The recent announcement that Random House will merge with Penguin Books to form a new joint venture fulfills the expectations of many observers of the trade publishing scene. Consolidation is inevitable, the argument goes. The big will acquire the small and join forces with the other bigs. Big is better. It allows you to tell Jeff Bezos where to get off and unleashes all kinds of innovation. This argument, short on details though it is, may even be true. But even if it is true, it does not seem inappropriate to investigate what the rationale for bigness is. After all, such transformative companies as Mendeley and Pinterest started with a tiny staff. Big is big, but small can become big, too, if it understands the dynamics of the Internet and can scale rapidly.
For many people the rationale for bigness is all-too-evident: greed. But while greed can be a strong motivator, it is not a strategy. To put this another way, why does greed always reach for bigness? What is it about bigness that makes it economically irresistible?
The rationale for bigness among book publishers has changed over the years. Go back a few decades and the nation was dotted with independent bookstores, one in every town center of any size. The distributed nature of independent bookstores presented challenges for publishers that wanted to sell books through those outlets. How can you have a salesperson call on each store? Note that this was long before the cost of telemarketing plummeted and the Internet was only a dream of Vannevar Bush. Publishers thus had to reach a size sufficient to field a national sales force. This meant hiring between 25 and 30 people, whose cost included a car. Now, what sales volume does a publisher have to achieve to keep the cost of that sales force to a manageable level? Hence the rationale for bigness — big enough to blanket the country with a sales organization.

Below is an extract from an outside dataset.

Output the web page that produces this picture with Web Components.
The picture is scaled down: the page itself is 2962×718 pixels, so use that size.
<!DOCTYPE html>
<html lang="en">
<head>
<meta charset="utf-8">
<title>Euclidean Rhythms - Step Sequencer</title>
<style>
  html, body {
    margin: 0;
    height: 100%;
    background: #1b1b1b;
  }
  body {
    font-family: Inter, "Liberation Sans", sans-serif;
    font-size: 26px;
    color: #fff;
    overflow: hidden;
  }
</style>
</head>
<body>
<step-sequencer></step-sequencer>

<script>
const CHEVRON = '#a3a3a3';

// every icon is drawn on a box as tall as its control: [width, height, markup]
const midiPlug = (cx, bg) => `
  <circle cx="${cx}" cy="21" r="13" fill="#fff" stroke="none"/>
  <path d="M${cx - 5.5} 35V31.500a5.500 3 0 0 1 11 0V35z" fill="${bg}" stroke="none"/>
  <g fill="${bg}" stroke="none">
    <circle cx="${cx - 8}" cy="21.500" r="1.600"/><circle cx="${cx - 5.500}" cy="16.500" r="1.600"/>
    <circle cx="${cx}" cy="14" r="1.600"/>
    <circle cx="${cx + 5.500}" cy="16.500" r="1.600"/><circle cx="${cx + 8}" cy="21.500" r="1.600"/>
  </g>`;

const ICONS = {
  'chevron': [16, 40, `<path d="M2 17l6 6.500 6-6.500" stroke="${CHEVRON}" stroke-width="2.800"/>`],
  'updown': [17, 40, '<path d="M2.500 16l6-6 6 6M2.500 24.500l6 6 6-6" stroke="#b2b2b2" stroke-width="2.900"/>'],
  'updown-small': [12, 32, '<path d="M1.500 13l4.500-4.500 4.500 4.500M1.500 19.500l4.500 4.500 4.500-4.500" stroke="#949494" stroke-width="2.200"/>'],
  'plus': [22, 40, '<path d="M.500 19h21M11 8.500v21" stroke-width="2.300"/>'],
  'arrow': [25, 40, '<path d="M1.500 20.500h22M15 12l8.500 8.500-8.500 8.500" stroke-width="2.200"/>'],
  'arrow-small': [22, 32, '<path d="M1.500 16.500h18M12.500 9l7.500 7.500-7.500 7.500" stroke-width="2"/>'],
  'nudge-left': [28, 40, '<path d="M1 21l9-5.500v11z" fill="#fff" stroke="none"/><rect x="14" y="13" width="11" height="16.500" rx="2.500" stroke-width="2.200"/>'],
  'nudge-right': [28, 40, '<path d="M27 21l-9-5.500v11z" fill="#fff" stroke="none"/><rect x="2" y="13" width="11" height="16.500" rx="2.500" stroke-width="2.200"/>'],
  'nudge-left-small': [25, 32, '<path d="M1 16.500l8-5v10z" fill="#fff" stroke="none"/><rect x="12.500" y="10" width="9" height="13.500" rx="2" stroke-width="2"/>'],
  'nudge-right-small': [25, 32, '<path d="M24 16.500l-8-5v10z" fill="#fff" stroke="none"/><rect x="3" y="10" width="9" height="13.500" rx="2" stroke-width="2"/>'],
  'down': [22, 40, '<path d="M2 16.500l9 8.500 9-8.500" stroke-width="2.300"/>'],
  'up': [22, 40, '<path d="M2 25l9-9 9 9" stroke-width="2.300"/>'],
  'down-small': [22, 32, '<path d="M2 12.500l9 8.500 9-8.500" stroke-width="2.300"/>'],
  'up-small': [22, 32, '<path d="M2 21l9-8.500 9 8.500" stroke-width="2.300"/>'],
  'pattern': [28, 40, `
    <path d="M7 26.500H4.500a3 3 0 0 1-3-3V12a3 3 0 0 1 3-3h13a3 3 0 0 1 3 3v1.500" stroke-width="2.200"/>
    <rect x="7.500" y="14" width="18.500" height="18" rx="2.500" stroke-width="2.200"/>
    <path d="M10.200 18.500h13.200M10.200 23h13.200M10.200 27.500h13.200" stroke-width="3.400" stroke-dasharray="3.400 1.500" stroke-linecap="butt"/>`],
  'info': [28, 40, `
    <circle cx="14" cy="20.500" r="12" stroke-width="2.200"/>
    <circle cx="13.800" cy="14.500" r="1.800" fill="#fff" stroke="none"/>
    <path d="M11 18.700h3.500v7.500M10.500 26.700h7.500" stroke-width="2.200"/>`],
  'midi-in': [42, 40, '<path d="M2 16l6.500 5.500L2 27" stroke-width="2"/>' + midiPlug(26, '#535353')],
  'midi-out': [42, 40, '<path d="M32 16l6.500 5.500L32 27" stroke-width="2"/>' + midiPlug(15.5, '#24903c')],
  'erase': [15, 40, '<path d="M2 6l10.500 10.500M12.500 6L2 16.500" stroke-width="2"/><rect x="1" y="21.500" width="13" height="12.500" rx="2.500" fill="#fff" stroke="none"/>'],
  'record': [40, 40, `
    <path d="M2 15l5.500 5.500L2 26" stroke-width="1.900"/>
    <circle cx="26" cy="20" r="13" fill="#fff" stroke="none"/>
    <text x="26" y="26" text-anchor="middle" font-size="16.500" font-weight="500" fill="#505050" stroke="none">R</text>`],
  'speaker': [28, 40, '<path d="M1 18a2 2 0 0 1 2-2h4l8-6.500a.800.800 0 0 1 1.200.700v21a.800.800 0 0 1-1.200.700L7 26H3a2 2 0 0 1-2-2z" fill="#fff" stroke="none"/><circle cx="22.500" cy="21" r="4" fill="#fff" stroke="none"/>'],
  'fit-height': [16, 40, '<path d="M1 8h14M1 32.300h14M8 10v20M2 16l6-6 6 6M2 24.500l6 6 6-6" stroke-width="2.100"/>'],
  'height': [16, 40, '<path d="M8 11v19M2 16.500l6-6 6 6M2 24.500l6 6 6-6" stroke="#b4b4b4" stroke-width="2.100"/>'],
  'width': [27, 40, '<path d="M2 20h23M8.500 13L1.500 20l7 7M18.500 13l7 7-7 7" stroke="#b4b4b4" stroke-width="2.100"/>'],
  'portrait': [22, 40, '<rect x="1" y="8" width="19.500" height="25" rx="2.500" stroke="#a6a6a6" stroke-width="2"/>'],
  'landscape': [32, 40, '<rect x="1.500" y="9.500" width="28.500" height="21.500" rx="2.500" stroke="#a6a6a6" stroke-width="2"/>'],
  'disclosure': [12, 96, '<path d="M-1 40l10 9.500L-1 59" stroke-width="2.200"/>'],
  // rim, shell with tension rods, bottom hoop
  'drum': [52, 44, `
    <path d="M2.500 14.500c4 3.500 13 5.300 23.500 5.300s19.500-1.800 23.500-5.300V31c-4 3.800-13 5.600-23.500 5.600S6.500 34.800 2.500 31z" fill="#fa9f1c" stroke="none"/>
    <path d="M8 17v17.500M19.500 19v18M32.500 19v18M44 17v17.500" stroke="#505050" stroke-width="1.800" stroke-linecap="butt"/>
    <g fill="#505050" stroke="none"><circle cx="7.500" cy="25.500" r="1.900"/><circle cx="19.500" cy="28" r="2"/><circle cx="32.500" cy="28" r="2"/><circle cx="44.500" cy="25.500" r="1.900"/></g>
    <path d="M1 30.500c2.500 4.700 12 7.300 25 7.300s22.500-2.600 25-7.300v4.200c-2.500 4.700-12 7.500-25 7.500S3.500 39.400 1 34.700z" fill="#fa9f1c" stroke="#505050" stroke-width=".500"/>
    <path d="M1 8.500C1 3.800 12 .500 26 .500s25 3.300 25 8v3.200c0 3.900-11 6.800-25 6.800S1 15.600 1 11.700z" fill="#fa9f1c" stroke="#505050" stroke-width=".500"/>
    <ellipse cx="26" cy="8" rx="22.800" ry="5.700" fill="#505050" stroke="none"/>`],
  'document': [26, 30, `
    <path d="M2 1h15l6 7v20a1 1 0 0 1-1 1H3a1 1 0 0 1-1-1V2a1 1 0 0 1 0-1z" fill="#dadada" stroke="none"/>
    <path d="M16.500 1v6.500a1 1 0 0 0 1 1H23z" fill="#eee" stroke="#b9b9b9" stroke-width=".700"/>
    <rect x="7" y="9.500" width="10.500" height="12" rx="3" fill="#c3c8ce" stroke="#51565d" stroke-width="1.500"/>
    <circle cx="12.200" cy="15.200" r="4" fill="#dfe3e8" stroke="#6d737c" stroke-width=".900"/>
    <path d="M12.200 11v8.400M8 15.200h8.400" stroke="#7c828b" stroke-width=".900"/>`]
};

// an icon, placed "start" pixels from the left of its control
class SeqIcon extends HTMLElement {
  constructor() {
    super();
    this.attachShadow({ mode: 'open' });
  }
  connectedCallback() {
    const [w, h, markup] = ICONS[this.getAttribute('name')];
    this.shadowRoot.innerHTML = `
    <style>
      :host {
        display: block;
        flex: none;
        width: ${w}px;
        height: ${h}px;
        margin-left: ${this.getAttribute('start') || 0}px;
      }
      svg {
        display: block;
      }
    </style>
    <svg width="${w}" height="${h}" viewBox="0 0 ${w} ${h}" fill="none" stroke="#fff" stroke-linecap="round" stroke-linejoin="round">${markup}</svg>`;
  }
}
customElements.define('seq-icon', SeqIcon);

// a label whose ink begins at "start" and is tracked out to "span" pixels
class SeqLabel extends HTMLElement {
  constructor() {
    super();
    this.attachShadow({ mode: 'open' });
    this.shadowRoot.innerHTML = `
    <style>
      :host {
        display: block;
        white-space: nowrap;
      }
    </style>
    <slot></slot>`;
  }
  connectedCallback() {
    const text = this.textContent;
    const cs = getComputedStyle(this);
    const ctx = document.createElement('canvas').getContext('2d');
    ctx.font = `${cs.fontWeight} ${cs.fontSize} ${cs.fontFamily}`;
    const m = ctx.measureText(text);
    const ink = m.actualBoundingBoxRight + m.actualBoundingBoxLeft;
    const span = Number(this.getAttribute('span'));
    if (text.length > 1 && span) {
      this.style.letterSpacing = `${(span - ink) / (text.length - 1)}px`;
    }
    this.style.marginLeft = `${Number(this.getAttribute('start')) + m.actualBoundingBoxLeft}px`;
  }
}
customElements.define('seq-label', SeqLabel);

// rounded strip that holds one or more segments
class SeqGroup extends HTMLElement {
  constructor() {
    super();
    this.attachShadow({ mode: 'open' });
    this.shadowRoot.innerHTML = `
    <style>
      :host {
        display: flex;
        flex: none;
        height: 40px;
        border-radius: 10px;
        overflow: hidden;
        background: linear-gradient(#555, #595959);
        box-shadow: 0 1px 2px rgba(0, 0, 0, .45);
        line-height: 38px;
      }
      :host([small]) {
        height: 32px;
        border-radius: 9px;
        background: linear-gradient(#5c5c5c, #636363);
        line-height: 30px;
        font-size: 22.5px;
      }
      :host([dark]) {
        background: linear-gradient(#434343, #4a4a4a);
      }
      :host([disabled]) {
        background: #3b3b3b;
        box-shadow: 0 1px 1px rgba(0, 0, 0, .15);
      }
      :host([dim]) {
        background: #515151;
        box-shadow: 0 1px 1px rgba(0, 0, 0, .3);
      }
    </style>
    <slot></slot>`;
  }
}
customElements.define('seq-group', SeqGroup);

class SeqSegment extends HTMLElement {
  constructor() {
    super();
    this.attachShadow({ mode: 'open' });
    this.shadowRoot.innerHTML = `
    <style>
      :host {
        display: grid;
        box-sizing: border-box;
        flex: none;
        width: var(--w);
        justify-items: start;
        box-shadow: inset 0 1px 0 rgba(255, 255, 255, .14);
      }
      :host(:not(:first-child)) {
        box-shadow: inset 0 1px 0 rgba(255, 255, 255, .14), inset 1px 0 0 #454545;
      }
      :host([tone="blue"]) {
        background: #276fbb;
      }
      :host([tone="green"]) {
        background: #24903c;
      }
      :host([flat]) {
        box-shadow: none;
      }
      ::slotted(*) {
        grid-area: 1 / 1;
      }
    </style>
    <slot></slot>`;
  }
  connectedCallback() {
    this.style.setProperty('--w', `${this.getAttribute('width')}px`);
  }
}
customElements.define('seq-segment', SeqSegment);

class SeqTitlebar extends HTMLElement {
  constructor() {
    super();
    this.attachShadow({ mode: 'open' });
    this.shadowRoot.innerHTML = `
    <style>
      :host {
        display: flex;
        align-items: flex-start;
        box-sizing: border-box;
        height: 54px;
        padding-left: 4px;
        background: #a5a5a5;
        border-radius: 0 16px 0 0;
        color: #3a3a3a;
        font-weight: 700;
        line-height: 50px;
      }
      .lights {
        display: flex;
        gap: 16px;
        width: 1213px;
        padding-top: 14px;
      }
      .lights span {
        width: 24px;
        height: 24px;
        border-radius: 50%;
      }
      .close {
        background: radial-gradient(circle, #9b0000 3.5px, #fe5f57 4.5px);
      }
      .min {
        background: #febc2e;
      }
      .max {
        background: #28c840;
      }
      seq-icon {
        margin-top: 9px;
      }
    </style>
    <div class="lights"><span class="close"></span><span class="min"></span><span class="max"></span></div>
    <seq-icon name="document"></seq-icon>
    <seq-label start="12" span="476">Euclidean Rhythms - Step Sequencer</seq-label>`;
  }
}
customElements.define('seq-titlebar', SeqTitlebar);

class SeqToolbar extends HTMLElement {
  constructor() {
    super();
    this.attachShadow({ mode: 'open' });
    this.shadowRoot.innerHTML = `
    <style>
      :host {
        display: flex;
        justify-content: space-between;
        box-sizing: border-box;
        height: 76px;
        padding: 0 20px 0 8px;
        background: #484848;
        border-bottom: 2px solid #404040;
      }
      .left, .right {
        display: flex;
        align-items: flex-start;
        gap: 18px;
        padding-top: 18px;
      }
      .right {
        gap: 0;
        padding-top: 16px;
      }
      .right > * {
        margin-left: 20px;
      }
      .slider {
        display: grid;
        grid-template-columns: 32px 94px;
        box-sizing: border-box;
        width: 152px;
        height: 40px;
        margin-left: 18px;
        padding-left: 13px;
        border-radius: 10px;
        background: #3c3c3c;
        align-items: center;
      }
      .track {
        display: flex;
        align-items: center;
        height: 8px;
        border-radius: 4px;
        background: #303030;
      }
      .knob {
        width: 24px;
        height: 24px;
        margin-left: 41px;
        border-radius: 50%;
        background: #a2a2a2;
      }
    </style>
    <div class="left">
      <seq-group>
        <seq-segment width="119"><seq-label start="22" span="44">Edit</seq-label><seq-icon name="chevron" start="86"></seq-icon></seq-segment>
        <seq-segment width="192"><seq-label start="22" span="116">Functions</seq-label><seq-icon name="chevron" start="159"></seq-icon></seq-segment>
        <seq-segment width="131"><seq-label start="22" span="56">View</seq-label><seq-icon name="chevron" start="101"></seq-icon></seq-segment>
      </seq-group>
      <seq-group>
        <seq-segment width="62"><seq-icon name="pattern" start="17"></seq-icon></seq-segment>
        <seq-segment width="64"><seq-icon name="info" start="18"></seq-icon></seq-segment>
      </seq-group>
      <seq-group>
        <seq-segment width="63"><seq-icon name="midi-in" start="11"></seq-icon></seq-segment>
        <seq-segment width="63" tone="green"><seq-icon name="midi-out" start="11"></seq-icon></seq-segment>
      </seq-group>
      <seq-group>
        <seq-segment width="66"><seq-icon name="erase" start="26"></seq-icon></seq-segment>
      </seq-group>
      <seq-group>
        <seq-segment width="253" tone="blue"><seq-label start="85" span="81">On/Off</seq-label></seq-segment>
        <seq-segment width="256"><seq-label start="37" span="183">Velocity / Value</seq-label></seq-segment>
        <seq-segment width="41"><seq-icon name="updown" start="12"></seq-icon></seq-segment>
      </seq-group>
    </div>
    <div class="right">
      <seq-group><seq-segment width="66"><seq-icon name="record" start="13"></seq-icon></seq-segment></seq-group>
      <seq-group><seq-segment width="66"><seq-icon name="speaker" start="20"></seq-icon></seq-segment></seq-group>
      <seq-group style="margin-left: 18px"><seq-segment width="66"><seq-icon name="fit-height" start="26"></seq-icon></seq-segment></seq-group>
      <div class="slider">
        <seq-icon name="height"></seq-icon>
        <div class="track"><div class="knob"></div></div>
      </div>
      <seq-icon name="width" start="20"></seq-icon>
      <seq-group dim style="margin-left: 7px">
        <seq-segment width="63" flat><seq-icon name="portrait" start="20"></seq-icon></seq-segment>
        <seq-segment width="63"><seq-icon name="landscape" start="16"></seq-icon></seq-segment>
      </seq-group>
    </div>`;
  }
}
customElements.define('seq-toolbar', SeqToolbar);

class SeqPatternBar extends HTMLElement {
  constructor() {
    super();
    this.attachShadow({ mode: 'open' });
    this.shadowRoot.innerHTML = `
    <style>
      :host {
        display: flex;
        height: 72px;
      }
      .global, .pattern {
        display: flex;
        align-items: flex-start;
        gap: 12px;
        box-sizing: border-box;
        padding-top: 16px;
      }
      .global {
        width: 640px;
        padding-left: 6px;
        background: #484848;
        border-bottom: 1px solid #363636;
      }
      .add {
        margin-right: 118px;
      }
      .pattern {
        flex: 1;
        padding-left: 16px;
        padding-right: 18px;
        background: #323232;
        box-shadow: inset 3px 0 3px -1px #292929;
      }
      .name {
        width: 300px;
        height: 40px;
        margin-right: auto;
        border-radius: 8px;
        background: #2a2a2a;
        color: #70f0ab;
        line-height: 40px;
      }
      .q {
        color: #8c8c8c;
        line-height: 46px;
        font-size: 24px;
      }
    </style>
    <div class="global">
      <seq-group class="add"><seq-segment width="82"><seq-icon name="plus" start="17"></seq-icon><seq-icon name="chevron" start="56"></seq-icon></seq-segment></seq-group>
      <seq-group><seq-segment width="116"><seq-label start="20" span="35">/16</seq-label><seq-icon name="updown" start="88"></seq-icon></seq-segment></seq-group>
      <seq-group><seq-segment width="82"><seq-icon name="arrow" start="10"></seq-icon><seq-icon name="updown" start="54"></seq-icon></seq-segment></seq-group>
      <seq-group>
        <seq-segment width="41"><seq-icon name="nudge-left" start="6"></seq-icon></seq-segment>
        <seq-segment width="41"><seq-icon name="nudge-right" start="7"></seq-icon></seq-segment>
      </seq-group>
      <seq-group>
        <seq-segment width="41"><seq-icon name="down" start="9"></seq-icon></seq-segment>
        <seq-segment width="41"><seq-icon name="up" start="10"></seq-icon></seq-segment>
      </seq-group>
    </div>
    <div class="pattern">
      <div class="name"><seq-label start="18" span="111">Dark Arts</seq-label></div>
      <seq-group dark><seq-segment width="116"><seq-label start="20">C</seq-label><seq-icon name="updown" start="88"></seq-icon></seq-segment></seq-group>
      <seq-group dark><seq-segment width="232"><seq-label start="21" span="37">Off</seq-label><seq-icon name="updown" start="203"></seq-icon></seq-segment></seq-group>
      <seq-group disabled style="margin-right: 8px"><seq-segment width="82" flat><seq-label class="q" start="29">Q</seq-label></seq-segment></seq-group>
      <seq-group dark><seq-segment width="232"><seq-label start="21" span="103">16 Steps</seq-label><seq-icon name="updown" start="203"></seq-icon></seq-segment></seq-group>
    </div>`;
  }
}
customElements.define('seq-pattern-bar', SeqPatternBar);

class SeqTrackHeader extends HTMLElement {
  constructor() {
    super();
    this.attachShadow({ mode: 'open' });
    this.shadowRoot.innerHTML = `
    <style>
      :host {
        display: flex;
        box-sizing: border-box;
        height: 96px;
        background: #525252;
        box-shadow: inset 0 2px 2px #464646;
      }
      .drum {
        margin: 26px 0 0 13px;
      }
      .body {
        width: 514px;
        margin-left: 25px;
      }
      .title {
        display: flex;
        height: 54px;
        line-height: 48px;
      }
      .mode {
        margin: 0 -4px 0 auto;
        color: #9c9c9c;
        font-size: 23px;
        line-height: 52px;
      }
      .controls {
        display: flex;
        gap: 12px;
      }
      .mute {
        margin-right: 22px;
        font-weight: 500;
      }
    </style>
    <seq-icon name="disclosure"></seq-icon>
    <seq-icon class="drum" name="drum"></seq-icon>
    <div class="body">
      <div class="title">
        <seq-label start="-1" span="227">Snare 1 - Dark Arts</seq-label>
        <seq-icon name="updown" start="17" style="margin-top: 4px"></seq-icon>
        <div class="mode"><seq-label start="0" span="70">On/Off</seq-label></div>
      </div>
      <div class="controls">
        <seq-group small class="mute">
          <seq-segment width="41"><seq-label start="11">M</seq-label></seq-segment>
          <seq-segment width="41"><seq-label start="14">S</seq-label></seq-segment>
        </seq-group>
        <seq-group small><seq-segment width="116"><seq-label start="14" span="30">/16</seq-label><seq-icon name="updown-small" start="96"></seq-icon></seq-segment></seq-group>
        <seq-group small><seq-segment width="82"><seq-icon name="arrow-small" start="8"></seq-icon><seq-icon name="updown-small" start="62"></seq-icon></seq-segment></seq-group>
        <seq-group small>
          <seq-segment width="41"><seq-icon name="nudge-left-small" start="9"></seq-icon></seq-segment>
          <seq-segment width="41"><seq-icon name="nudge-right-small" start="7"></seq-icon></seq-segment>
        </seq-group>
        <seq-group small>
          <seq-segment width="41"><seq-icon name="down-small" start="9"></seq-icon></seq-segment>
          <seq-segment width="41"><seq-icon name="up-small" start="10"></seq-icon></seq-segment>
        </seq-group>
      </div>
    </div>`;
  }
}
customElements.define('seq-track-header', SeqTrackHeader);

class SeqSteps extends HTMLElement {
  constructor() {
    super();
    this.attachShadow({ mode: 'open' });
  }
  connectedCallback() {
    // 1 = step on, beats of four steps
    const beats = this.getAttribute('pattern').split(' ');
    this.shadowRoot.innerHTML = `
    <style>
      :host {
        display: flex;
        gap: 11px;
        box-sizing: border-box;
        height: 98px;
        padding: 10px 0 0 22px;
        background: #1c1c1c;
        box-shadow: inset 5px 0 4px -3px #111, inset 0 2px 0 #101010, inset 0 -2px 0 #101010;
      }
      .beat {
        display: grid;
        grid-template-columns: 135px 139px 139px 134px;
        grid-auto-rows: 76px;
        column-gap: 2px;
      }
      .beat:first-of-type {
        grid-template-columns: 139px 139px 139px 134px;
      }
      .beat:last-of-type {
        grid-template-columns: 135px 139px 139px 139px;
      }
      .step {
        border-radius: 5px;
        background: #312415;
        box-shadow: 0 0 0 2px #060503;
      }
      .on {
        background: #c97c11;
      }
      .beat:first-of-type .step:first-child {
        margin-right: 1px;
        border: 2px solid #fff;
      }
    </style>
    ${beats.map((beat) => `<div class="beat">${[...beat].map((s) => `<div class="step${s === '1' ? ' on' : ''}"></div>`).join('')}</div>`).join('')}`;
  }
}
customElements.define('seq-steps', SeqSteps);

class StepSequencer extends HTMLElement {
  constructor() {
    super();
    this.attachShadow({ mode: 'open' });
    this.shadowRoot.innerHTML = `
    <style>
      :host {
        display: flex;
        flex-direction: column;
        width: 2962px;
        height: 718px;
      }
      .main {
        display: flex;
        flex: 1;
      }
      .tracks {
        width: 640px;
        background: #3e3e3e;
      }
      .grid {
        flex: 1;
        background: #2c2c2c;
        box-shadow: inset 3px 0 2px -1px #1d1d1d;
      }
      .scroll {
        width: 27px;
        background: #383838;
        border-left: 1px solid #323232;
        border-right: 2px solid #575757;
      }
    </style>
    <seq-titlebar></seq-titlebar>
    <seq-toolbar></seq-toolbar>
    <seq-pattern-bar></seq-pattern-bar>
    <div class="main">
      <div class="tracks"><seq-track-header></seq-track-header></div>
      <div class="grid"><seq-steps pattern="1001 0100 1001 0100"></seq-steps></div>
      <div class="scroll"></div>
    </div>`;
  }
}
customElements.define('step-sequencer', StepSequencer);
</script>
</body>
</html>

With the advent of the superauthors, another reason for bigness arose: the need to be able to guarantee large sums of money to authors. This was about the time that I got into the business, and I remember it well. The proximate cause of the rise of these highly paid authors was the ubiquity and low cost of photocopying machines, which made it possible for literary agents to submit manuscripts to multiple publishers at the same time. Thus the literary auction was born. A million-dollar advance by a $10 million company is not feasible, but a million-dollar advance by a $100 million company is just the cost of doing business. Smaller publishers that could not afford these sums got swept up by the bigger players. Just think of all the companies that are now part of Random House: Knopf, Crown, Ballantine, Fawcett, House of Collectibles, Bantam, Doubleday, Dell, Fodor’s, and on and on. And now there is Penguin. This rationale has not exhausted itself.
Bigness also became important with the advent of the national book chains. This seems like ancient history, but it’s not that many years ago that companies like Waldenbooks and B. Dalton exploded across the country, putting independent booksellers out of business and challenging publishers on discounts and pricing. A big publisher had more clout with these chains, and thus publishers got bigger. This is similar to the rationale to get bigger to offset the predations of Amazon, and identical to the rationale once used to counter Barnes & Noble and Borders. Remember Borders? Sometimes, the rationale for bigness can survive the collapse of some of the instigators of bigness.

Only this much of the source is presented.